その昔、私の所属する大学合唱団団員で四年間伴奏ピアニストだった人が卒業した翌年私は学生指揮者になったのだが、苦労したのがピアニスト探しだった。一年目、卒業したピアニストの友人で音大卒の女性に来てもらったのだが、三ヶ月でお引き取り願った。私は未熟だったから舐められたとしても仕方がないけれど、常任指揮者も手を焼くほど伴奏に不向きなキャラだった。

そりゃ合唱曲といってもそれなりのピアノの活躍の場はあるから、演奏に主張があるのは構わない。が、前奏からして素晴らしく個性的(笑)で、「これ何の曲?」と思わせるくらい場違いな演奏をする。あとに入ってくる合唱にそぐわないし、演奏中も歌の方は無視し、独自のテンポで引き続ける。もちろん指揮者なんか眼中にない。有名音大出でテクニックは申し分ないのだが。

事実、卒業した学生ピアニストの技術とは比べようもない。けれど、歌う側は何か違和感を感じる。演奏はうまいのだろうが、歌っていて心地良くないのである。これでは合唱にならないと、しばらくして音大出の方には辞めてもらった。でも実は本当に困ったのだ。ピアノ付きの合唱曲も無伴奏で練習し続けたから、ははは~。

伴奏者に必要な気質

誤解して頂きたくないのだが、私は伴奏者に技術は必要ない、と主張しているのではない。技術は必要だし、実際世の中にはそんじょそこらのソロ演奏家が裸足で逃げるテクニックを持つ伴奏者だって大勢いる。いや、伴奏=accompany pianistと呼ぶのさえもためらう尊敬すべき演奏家、立派なアーチストである。

彼らと、先に例をあげた不向きな伴奏者との決定的な違いは何か?「協調性」と呼ぶとお説教臭いし胡散臭いのでもう少しかみ砕いて言えば「共同作業」を好むか好まないか、ではないだろうか。

「共同作業」、音楽の世界ではアンサンブルだ。ピアノ付き合唱曲はれっきとしたアンサンブルだろうし、管弦楽曲も、マーラーの一千人の交響曲だって、究極のアンサンブルだろう。一方、一人のヴァイオリニストとピアニストによる演奏もアンサンブル。二本のリコーダーもアンサンブル。

生まれたばかりの赤ちゃんの目を見ながら歌う母親の子守唄だって、ある種のアンサンブル。赤ちゃんはやっと見えるようになった視界に映っている母親の目を見ながら、きっと心の中で共に歌っているかもしれない、これもアンサンブル。

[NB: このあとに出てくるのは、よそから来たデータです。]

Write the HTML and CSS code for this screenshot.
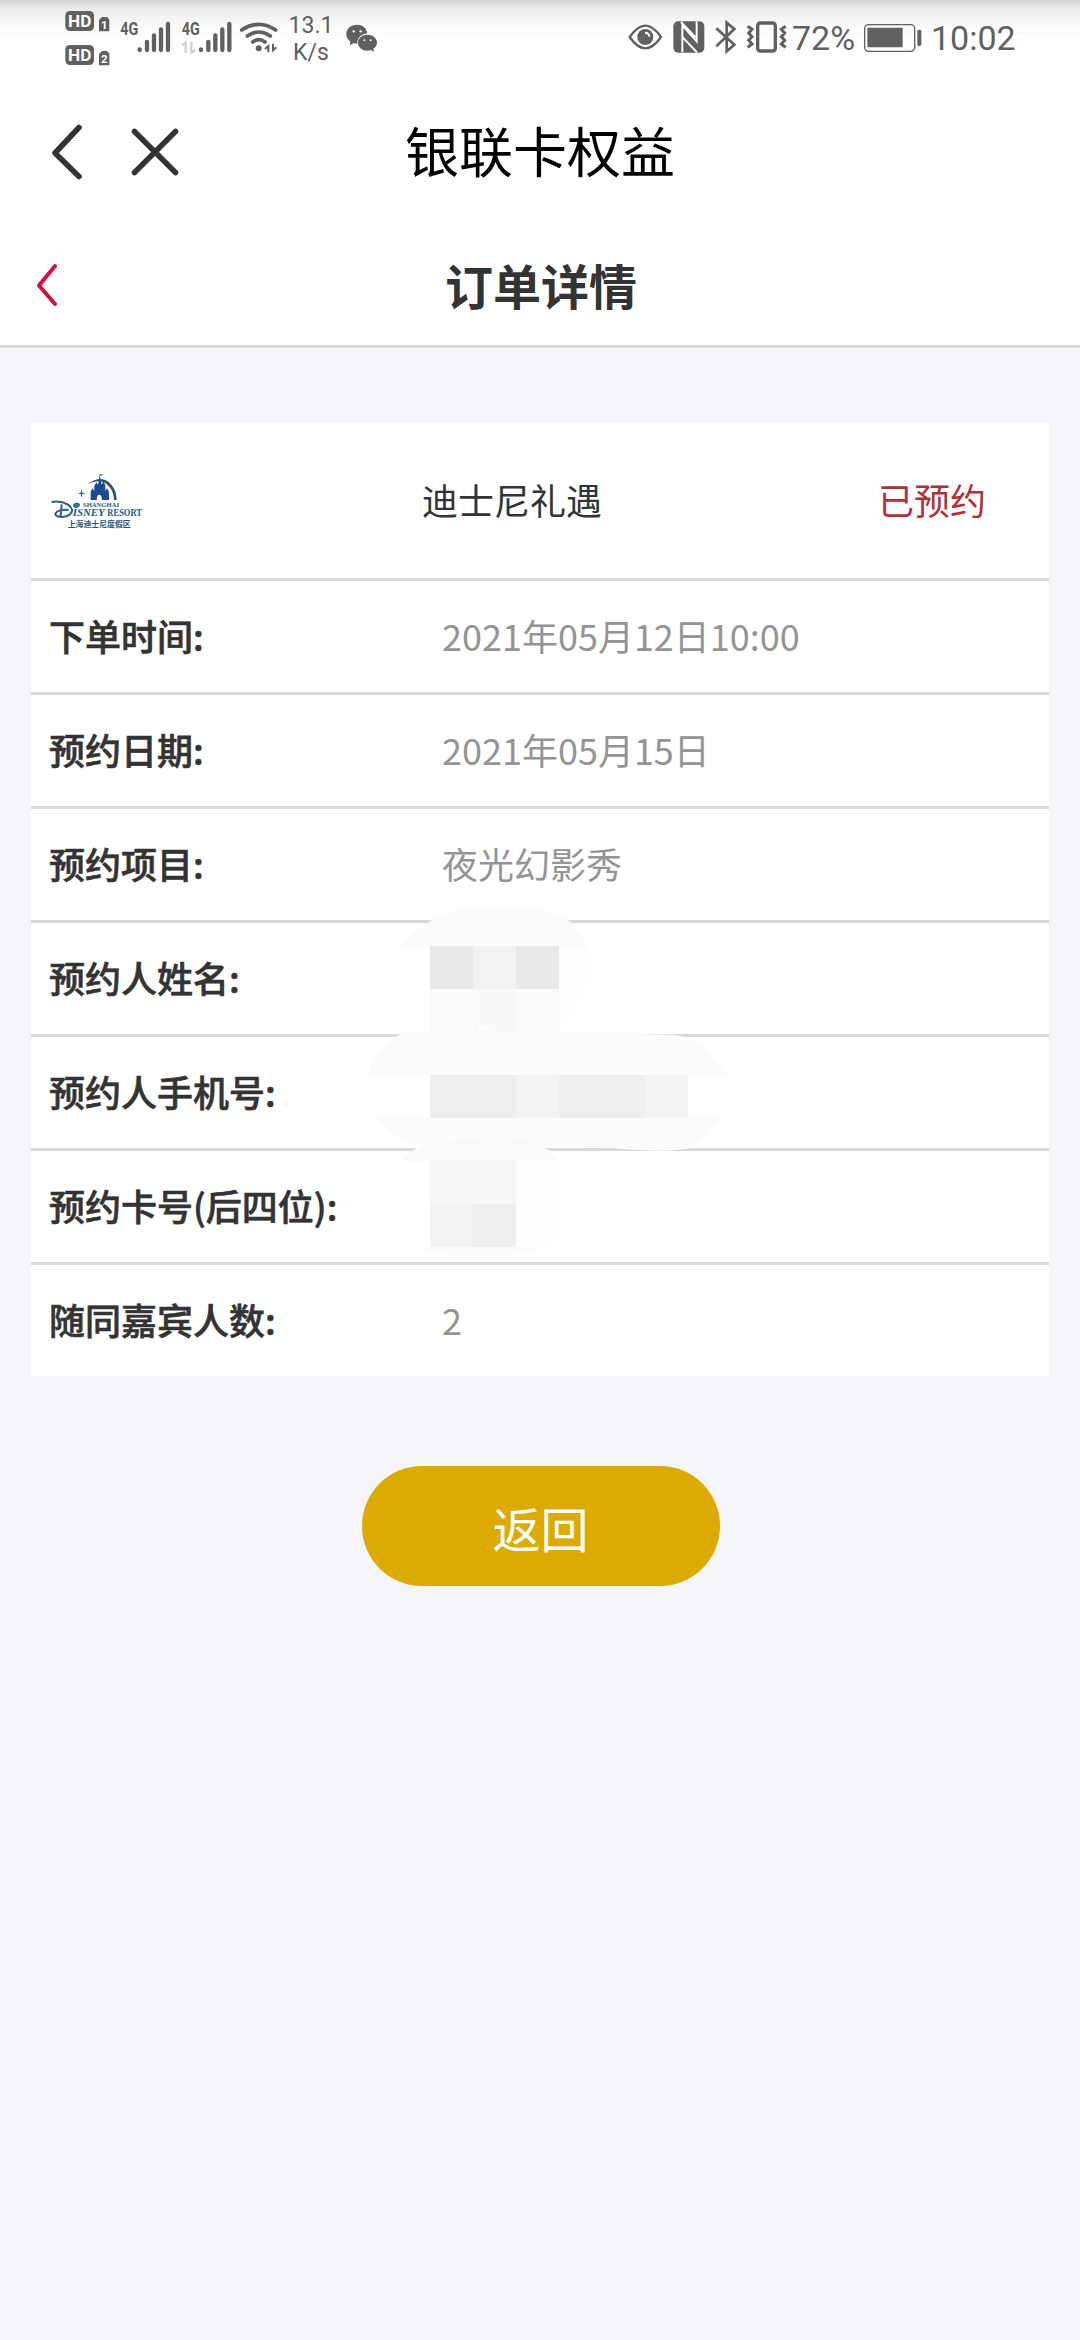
FILE: index.html
```html
<!DOCTYPE html>
<html lang="zh-CN">
<head>
<meta charset="utf-8">
<title>银联卡权益</title>
<link rel="stylesheet" href="styles.css">
</head>
<body>
<div class="status">
  <svg class="status-network" viewBox="0 0 720 240">
    <!-- HD badges -->
    <g fill="#606060">
      <rect x="76" y="33" width="86" height="60" rx="14"/>
      <rect x="76" y="135" width="86" height="60" rx="14"/>
      <path d="M186 51h15l7 8v35h-31V60z"/>
      <path d="M186 153h15l7 8v35h-31v-34z"/>
    </g>
    <g class="badge-text">
      <text x="119" y="81" font-size="50" textLength="70" lengthAdjust="spacingAndGlyphs">HD</text>
      <text x="119" y="183" font-size="50" textLength="70" lengthAdjust="spacingAndGlyphs">HD</text>
      <text x="193" y="88" font-size="34">1</text>
      <text x="193" y="190" font-size="34">2</text>
    </g>
    <!-- signal strength -->
    <g class="net-text">
      <text x="241" y="106" textLength="54" lengthAdjust="spacingAndGlyphs">4G</text>
      <text x="425" y="106" textLength="54" lengthAdjust="spacingAndGlyphs">4G</text>
    </g>
    <g stroke="#606060" stroke-width="13" stroke-linecap="round">
      <path d="M299 148v2M321 126v24M342 106v44M363 88v62M384 72v78"/>
      <path d="M483 148v2M505 126v24M526 106v44M547 88v62M568 72v78"/>
    </g>
    <path d="M426 136l11-8v31M466 150l-12 8v-32" fill="none" stroke="#cfcfcf" stroke-width="7"/>
    <!-- wifi -->
    <g fill="none" stroke="#606060" stroke-width="11" stroke-linecap="round">
      <path d="M605 90q52-34 102 0M622 108q35-24 69 0M638 126q19-14 37 0"/>
    </g>
    <circle cx="656" cy="145" r="9" fill="#606060"/>
    <path d="M675 147l10-9v19M709 142l-10 9v-20" fill="none" stroke="#606060" stroke-width="6"/>
  </svg>
  <div class="speed"><span>13.1</span><span>K/s</span></div>
  <svg class="wechat" viewBox="0 0 96 84">
    <path fill="#606060" d="M33 2C15 2 1 14 1 30c0 9 4 17 12 22l-2 12 12-7q5 2 11 2C33 42 46 30 64 28 62 12 49 2 33 2z"/>
    <path fill="#606060" d="M65 32C48 32 36 42 36 56s12 24 29 24q5 0 9-2l10 5-2-9c7-5 11-11 11-18 0-14-13-24-28-24z"/>
    <g fill="#fff"><circle cx="23" cy="22" r="3.5"/><circle cx="44" cy="22" r="3.5"/><circle cx="55" cy="49" r="3"/><circle cx="74" cy="49" r="3"/></g>
  </svg>
  <svg class="status-icons" viewBox="84 0 480 240">
    <!-- eye -->
    <path d="M89 111Q136 43 183 111 136 179 89 111z" fill="none" stroke="#606060" stroke-width="7"/>
    <circle cx="136" cy="111" r="24" fill="#606060"/>
    <path d="M135 98q12 0 13 12" fill="none" stroke="#fff" stroke-width="6"/>
    <!-- nfc -->
    <rect x="220" y="64" width="93" height="94" rx="15" fill="#606060"/>
    <path d="M247 157V76l43 48V64M243 66l44 46M247 111l44 46" fill="none" stroke="#fff" stroke-width="6"/>
    <!-- bluetooth -->
    <path d="M349 85l54 49-23 20V68l23 19-54 52" fill="none" stroke="#606060" stroke-width="8"/>
    <!-- vibrate -->
    <rect x="473" y="69" width="53" height="84" rx="8" fill="none" stroke="#606060" stroke-width="10"/>
    <path d="M443 79l13 9-10 11 10 11-10 11 10 11-13 10M557 79l-13 9 10 11-10 11 10 11-10 11 13 10" fill="none" stroke="#606060" stroke-width="9"/>
  </svg>
  <span class="percent">72%</span>
  <svg class="battery" viewBox="0 0 174 84">
    <rect x="2" y="2" width="150" height="80" rx="12" fill="none" stroke="#606060" stroke-width="4"/>
    <rect x="10" y="11" width="106" height="59" rx="3" fill="#606060"/>
    <rect x="160" y="17" width="12" height="49" rx="5" fill="#606060"/>
  </svg>
  <span class="clock">10:02</span>
</div>

<header class="app-bar">
  <div class="app-actions">
    <svg class="icon-back" viewBox="0 0 34 56"><path d="M30 3.500L6 29l24 23.500"/></svg>
    <svg class="icon-close" viewBox="0 0 50 50"><path d="M4.500 4.500l41 41M45.500 4.500l-41 41"/></svg>
  </div>
  <h1>银联卡权益</h1>
</header>
<header class="page-bar">
  <svg class="icon-prev" viewBox="0 0 24 46"><path d="M20 4L4 23.500l16 18.500"/></svg>
  <h2>订单详情</h2>
</header>

<main>
  <section class="card">
    <div class="summary">
      <svg class="logo" viewBox="84 201 288 192">
        <path d="M202 247q47-34 75 5 13 17 13 42h-8q-1-24-13-38-22-32-67-9z" fill="#31536d"/>
        <path d="M212 294v-24l6-12 5 9v-15l6-11 5 8 5-31 6 30 5-10 6 12v17l5-9 6 13v23h-21q-1-16-8-16t-8 16z" fill="#194b91"/>
        <path d="M172 274l10-2 2-10 3 10 11 2-11 2-3 11-2-11zM235 219l8-2 8 2-8 2z" fill="#31658e"/>
        <path d="M95 300q27-5 49 8 21 15 6 29-17 13-40 5-11-8 8-16 12-4 28-2M125 307l-3 38" fill="none" stroke="#315f82" stroke-width="6"/>
        <path d="M176 305q-13-2-15 6 2 7 12 4 6-3 4-8l-15 6" fill="none" stroke="#245b86" stroke-width="4"/>
        <g class="logo-text">
          <text x="189" y="314" font-size="21" textLength="108" lengthAdjust="spacingAndGlyphs">SHANGHAI</text>
          <text x="158" y="343" font-size="29" font-style="italic" textLength="96" lengthAdjust="spacingAndGlyphs">ISNEY</text>
          <text x="262" y="343" font-size="28" textLength="104" lengthAdjust="spacingAndGlyphs">RESORT</text>
          <text class="logo-cn" x="143" y="375" font-size="24" textLength="189" lengthAdjust="spacingAndGlyphs">上海迪士尼度假区</text>
        </g>
      </svg>
      <span class="product">迪士尼礼遇</span>
      <span class="state">已预约</span>
    </div>
    <dl>
      <div class="row"><dt>下单时间:</dt><dd>2021年05月12日10:00</dd></div>
      <div class="row"><dt>预约日期:</dt><dd>2021年05月15日</dd></div>
      <div class="row"><dt>预约项目:</dt><dd>夜光幻影秀</dd></div>
      <div class="row"><dt>预约人姓名:</dt><dd></dd></div>
      <div class="row"><dt>预约人手机号:</dt><dd></dd></div>
      <div class="row"><dt>预约卡号(后四位):</dt><dd></dd></div>
      <div class="row"><dt>随同嘉宾人数:</dt><dd>2</dd></div>
    </dl>
    <!-- mosaic over the private values -->
    <svg class="mosaic" viewBox="0 0 1260 1140">
      <path fill="#fbfbfb" d="M184 138Q215 95 275 62 350 20 430 20q60 0 98 10 100-6 157 32 40 30 58 76z"/>
      <path fill="#fefefe" d="M657 138h86q35 130-75 238h-11z"/>
      <path fill="#e9e9e9" d="M270 138h129v129H270zM528 138h129v129H528z"/>
      <path fill="#f2f2f2" d="M399 138h129v129H399z"/>
      <path fill="#fbfbfb" d="M270 267h387v129H270z"/>
      <path fill="#f8f8f8" d="M399 267h129v129H399z"/>
      <path fill="#fff" d="M407 387l21-11 23 11z"/>
      <path fill="#fbfbfb" d="M84 525q20-85 96-122l10-7h680l45 7 90 2q105 15 152 120z"/>
      <path fill="#fff" d="M84 525h1073q14 60-12 129H110Q75 590 84 525z"/>
      <path fill="#eee" d="M270 525h258v129H270zM657 525h258v129H657z"/>
      <path fill="#f3f3f3" d="M528 525h129v129H528zM915 525h129v129H915z"/>
      <path fill="#fbfbfb" d="M110 654h1036q-45 68-102 92-95 12-230-2-160-10-230-8H240q-90-20-130-82z"/>
      <path fill="#f9f9f9" d="M184 783q20-25 46-39l40-18q100-6 150-10 100-4 160 9 50 18 77 58z"/>
      <path fill="#fffffd" d="M184 783h86v258h-50q-100-120-36-258z"/>
      <path fill="#f7f7f7" d="M270 783h258v129H270z"/>
      <path fill="#f2f2f2" d="M270 912h129v129H270z"/>
      <path fill="#eee" d="M399 912h129v129H399z"/>
      <path fill="#fdfdfd" d="M528 783h129v220q-20 25-58 38h-71z"/>
      <path fill="#fbfbfb" d="M221 1041h378q-40 25-90 23-180 18-288-23z"/>
    </svg>
  </section>
  <button class="return" type="button">返回</button>
</main>
</body>
</html>
```
FILE: styles.css
```css
* { box-sizing: border-box; }
body {
  margin: 0;
  width: 1080px;
  height: 2340px;
  display: flex;
  flex-direction: column;
  background: #f6f6fa;
  color: #333;
  font-family: "Noto Sans CJK SC", sans-serif;
  overflow: hidden;
}
svg { display: block; flex: none; }
h1, h2, dl, dd { margin: 0; }

.status {
  height: 80px;
  display: flex;
  align-items: flex-start;
  padding-left: 40px;
  background: linear-gradient(#d2d2d2, #ececec 9px, #fafafa 26px, #fff 38px);
  color: #606060;
  font-family: Roboto, sans-serif;
}
.status-network { width: 240px; height: 80px; }
.badge-text { fill: #fff; font-weight: 700; text-anchor: middle; }
.net-text { fill: #606060; font-weight: 700; font-size: 56px; }
.speed {
  width: 66px;
  padding-top: 12px;
  display: flex;
  flex-direction: column;
  align-items: center;
  font-size: 23px;
  line-height: 27px;
  margin-left: -2px;
}
.wechat { width: 32px; height: 28px; margin: 24px 0 0 2px; }
.status-icons { width: 160px; height: 80px; margin-left: 250px; }
.percent, .clock { font-size: 34px; line-height: 40px; padding-top: 18px; }
.percent { width: 72px; margin-left: 4px; }
.battery { width: 58px; height: 28px; margin-top: 24px; }
.clock { margin-left: 9px; }

.app-bar {
  height: 144px;
  display: grid;
  grid-template-columns: 1fr auto 1fr;
  align-items: center;
  padding: 0 49px;
  background: #fff;
}
.app-actions { display: flex; align-items: center; gap: 47px; }
.app-bar path { fill: none; stroke: #333; stroke-width: 5.500; stroke-linecap: round; stroke-linejoin: round; }
.icon-back { width: 34px; height: 56px; }
.icon-close { width: 50px; height: 50px; }
h1 { padding-bottom: 4px; color: #000; font-size: 54px; font-weight: 400; line-height: 80px; }

.page-bar {
  height: 124px;
  display: grid;
  grid-template-columns: 1fr auto 1fr;
  align-items: center;
  padding: 0 33px 0 35px;
  background: #fff;
  border-bottom: 3px solid #d9d9d9;
}
.icon-prev { width: 24px; height: 46px; }
.icon-prev path { fill: none; stroke: #cf1145; stroke-width: 4; stroke-linecap: round; stroke-linejoin: round; }
h2 { padding-bottom: 2px; font-size: 48px; font-weight: 700; line-height: 70px; }

main { display: flex; flex-direction: column; align-items: center; padding-top: 75px; }
.card { position: relative; width: 1018px; background: #fff; font-size: 36px; line-height: 54px; }
.summary {
  height: 155px;
  display: grid;
  grid-template-columns: 374px 456px 1fr;
  align-items: center;
  padding-left: 17px;
}
.product, .state { padding-bottom: 4px; }
.logo { width: 96px; height: 64px; }
.logo-text { fill: #28577f; font-family: "Liberation Serif", serif; font-weight: 700; }
.logo-cn { font-family: "Noto Sans CJK SC", sans-serif; }
.state { color: #b12f37; }
.row {
  height: 114px;
  display: grid;
  grid-template-columns: 393px 1fr;
  align-items: center;
  padding: 0 0 3px 18px;
  border-top: 3px solid #d9d9dc;
}
dt { font-weight: 500; -webkit-text-stroke: 0.6px #333; }
dd { color: #949494; }
.mosaic { position: absolute; left: 309px; top: 477px; width: 420px; height: 380px; }

.return {
  width: 358px;
  height: 120px;
  margin-top: 90px;
  margin-left: 1px;
  padding: 1px 0 0;
  border: 0;
  border-radius: 60px;
  background: #dcaa00;
  color: #fff;
  font: 400 48px/70px "Noto Sans CJK SC", sans-serif;
}
```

話が脱線しました、いつものように。伴奏者の話でした。

「伴奏が好き!」な演奏者が好き

だから、私が伴奏者が好きなのは、彼たちや彼女たちが、共に歌おう、あるいは演奏しようとするその気持に共鳴するからだ。一緒に歌えた時、一緒に演奏できたときの喜びを知る人だけが伴奏者を担う資格がある。それこそが音楽の喜びではないか?もっといえば、聴衆とも共に歌いたい、演奏したい、もちろん心の中でだが、そういう感覚のある演奏家でなければ、誰が人の心をとらえることができるだろう。

伴奏が好き!という人に出会うと幸せな気持ちになる。